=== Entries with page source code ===

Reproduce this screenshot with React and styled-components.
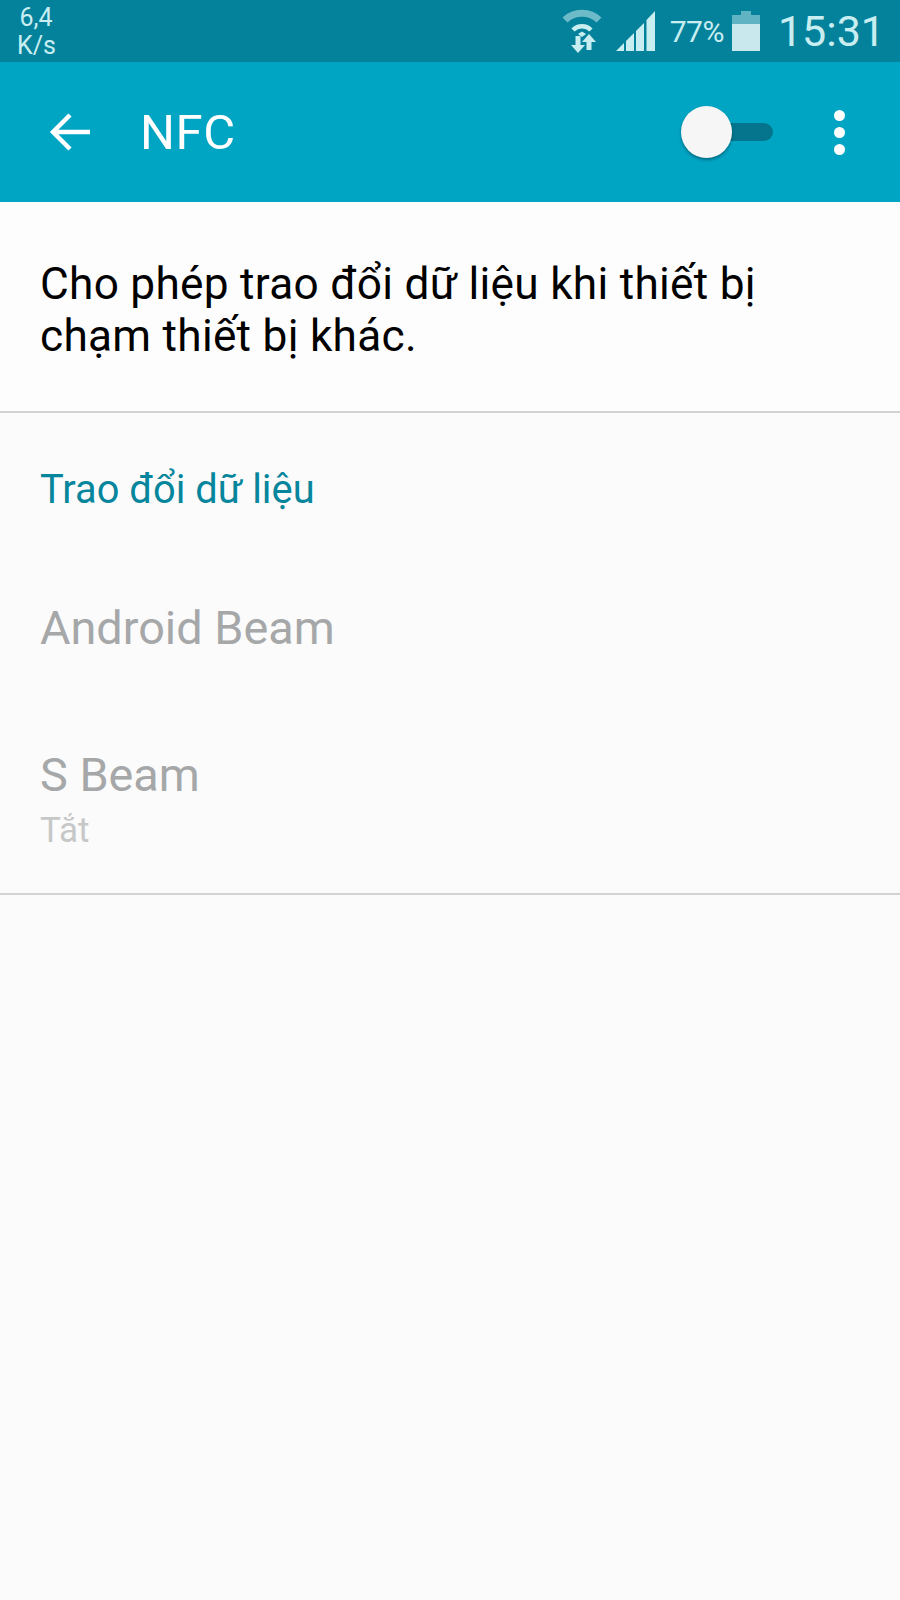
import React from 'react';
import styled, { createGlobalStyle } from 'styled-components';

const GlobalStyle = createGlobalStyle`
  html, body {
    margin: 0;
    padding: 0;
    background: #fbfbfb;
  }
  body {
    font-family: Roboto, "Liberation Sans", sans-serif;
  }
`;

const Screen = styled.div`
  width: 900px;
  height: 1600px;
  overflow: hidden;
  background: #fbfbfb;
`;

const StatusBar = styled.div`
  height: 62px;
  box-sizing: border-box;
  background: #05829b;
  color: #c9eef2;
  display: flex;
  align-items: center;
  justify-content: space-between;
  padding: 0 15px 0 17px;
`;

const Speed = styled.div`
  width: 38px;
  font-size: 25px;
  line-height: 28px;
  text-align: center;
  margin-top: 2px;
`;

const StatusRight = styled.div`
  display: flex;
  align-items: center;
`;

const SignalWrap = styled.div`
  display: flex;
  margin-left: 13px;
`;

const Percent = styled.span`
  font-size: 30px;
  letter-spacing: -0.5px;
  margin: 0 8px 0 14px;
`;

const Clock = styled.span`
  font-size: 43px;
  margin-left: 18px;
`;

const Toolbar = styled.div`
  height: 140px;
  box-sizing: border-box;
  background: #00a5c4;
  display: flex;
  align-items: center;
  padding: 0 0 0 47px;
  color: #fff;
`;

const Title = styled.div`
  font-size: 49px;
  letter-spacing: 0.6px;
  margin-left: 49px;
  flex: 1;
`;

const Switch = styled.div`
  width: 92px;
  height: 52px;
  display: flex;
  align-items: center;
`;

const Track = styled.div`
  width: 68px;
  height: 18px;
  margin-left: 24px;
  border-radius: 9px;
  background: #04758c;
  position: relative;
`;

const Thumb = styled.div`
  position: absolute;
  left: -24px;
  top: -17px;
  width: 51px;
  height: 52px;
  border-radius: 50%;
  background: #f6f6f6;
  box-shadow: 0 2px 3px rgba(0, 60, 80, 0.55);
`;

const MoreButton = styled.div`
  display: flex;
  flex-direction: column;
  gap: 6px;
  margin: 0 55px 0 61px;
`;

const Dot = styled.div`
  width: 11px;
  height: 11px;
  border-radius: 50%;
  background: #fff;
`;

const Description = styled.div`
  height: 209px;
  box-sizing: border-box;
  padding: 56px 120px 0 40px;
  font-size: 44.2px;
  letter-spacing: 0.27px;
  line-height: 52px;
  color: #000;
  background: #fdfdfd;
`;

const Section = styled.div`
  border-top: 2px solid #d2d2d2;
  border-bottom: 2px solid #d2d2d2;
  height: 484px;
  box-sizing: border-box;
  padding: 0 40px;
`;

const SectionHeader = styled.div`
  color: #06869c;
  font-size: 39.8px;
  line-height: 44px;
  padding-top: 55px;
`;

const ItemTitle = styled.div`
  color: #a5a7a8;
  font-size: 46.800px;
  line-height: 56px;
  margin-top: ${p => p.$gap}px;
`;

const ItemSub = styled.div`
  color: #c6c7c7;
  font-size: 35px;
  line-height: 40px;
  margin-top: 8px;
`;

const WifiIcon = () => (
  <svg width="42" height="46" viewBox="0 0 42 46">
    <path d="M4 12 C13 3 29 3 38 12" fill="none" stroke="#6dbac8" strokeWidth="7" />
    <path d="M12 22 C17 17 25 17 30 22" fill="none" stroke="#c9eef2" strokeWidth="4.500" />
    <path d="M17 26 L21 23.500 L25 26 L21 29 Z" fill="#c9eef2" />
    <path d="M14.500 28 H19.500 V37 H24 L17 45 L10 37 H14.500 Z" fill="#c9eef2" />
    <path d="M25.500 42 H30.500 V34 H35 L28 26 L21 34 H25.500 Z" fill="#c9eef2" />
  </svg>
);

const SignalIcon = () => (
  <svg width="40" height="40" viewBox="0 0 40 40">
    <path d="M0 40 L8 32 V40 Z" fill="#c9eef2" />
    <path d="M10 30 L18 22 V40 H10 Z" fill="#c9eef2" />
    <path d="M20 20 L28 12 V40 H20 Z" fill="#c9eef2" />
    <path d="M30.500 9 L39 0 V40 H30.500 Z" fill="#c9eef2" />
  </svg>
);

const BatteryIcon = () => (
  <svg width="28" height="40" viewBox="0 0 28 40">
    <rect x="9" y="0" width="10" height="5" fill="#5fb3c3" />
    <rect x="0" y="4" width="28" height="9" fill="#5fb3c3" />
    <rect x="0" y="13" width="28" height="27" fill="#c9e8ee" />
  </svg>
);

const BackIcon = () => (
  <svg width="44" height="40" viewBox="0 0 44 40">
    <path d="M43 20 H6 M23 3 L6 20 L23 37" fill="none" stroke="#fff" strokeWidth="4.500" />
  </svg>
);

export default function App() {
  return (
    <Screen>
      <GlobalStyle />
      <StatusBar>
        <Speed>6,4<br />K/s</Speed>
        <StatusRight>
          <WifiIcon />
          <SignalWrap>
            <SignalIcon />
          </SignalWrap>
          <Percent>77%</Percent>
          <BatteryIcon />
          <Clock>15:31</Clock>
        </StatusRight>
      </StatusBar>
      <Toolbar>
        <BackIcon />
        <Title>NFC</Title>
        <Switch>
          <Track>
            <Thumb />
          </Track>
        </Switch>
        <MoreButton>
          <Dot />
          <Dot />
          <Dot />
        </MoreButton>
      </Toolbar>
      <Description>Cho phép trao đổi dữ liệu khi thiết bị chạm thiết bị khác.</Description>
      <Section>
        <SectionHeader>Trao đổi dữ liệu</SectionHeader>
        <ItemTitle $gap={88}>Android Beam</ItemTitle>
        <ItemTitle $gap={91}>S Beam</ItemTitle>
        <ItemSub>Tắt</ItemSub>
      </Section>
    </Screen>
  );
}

--

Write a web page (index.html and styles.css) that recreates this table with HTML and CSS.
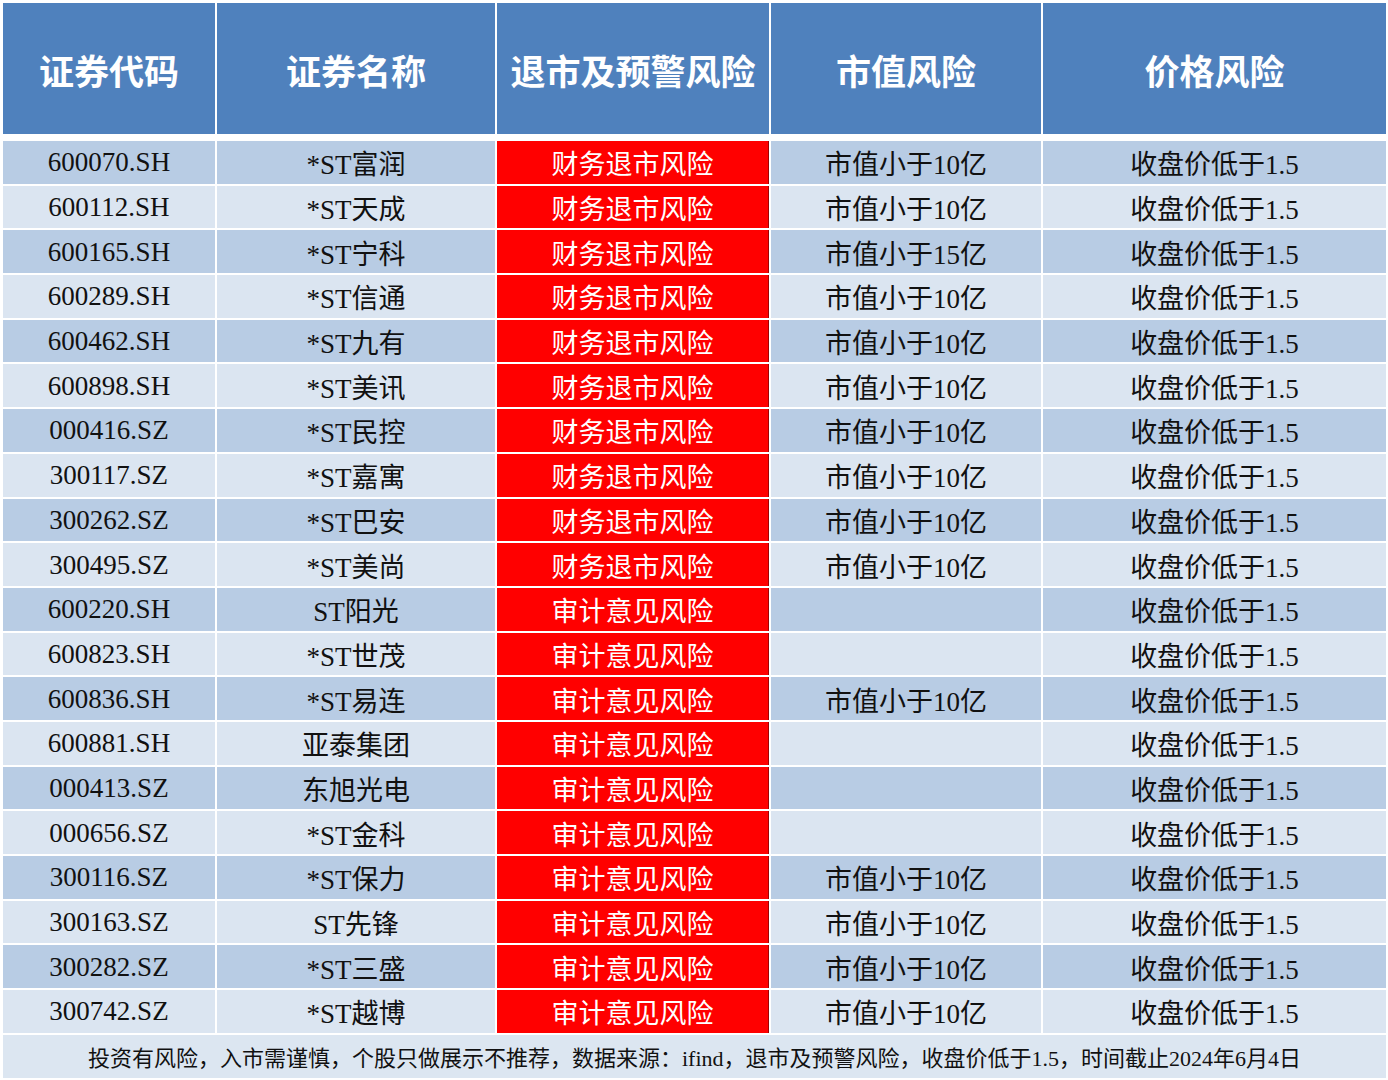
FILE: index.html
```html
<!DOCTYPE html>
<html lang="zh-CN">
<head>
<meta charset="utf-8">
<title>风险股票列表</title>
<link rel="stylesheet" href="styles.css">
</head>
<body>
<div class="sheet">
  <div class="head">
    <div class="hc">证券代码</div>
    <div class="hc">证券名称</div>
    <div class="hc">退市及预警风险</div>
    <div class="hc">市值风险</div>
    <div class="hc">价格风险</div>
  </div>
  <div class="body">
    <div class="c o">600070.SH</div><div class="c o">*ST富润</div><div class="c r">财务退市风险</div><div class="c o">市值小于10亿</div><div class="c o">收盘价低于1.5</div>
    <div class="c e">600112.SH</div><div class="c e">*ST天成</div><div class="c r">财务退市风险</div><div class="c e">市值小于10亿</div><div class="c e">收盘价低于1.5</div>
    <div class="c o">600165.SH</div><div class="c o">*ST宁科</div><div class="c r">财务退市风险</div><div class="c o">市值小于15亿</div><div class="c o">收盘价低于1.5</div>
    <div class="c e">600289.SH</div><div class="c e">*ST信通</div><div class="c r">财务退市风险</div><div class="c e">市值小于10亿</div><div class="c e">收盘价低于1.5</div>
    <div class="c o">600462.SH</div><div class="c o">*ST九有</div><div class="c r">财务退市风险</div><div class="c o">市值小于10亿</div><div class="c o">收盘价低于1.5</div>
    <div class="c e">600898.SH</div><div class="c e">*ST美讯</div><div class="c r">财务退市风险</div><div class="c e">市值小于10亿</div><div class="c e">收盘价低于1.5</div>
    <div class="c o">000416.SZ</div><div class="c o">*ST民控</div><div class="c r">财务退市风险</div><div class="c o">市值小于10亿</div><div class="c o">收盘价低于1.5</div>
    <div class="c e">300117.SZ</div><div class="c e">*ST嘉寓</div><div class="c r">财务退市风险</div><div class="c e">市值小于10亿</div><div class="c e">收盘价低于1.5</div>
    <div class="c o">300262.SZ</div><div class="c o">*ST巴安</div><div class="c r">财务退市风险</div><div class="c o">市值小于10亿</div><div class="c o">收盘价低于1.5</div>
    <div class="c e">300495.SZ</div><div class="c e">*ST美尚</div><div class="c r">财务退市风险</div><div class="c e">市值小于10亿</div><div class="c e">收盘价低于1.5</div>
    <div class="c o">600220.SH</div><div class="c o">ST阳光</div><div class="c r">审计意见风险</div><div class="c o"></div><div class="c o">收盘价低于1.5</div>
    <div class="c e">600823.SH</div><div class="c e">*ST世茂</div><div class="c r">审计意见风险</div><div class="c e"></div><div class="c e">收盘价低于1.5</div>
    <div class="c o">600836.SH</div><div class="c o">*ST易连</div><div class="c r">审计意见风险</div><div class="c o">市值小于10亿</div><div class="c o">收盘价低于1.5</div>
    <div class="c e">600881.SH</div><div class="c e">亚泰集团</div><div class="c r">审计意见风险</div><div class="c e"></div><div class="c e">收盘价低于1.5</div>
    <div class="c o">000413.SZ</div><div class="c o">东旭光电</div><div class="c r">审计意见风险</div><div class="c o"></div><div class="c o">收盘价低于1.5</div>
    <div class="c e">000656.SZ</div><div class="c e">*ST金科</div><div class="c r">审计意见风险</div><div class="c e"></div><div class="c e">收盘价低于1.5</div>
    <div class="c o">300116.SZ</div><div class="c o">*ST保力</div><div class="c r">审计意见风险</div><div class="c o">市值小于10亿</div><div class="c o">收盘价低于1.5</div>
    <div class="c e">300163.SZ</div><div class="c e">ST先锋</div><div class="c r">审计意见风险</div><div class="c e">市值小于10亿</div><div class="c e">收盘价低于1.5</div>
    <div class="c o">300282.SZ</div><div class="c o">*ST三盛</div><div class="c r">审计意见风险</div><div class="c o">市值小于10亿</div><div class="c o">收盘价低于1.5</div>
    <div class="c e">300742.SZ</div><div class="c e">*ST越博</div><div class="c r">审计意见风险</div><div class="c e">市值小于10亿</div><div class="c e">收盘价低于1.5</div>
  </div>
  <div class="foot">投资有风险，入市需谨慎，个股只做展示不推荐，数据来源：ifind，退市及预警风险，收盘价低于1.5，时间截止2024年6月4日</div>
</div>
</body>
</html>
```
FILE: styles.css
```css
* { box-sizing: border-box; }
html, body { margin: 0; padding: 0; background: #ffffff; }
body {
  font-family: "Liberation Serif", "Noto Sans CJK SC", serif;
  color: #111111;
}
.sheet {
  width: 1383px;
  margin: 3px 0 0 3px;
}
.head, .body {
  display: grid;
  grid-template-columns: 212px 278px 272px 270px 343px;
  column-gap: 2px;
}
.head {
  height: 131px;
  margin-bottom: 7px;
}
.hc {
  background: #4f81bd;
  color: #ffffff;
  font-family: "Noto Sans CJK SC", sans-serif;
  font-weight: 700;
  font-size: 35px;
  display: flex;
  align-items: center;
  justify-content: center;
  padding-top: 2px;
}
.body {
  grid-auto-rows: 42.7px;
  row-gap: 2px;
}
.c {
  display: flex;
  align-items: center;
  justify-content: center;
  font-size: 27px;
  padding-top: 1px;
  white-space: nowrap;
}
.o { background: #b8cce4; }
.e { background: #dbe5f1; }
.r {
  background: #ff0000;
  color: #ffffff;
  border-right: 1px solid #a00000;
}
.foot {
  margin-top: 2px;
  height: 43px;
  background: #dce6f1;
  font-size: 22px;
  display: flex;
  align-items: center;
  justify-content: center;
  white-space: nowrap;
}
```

=== Short problem ===
In the records above, find each line with the word "styles" and copy it.

=== Result for this exercise ===
Write a web page (index.html and styles.css) that recreates this table with HTML and CSS.
<link rel="stylesheet" href="styles.css">
FILE: styles.css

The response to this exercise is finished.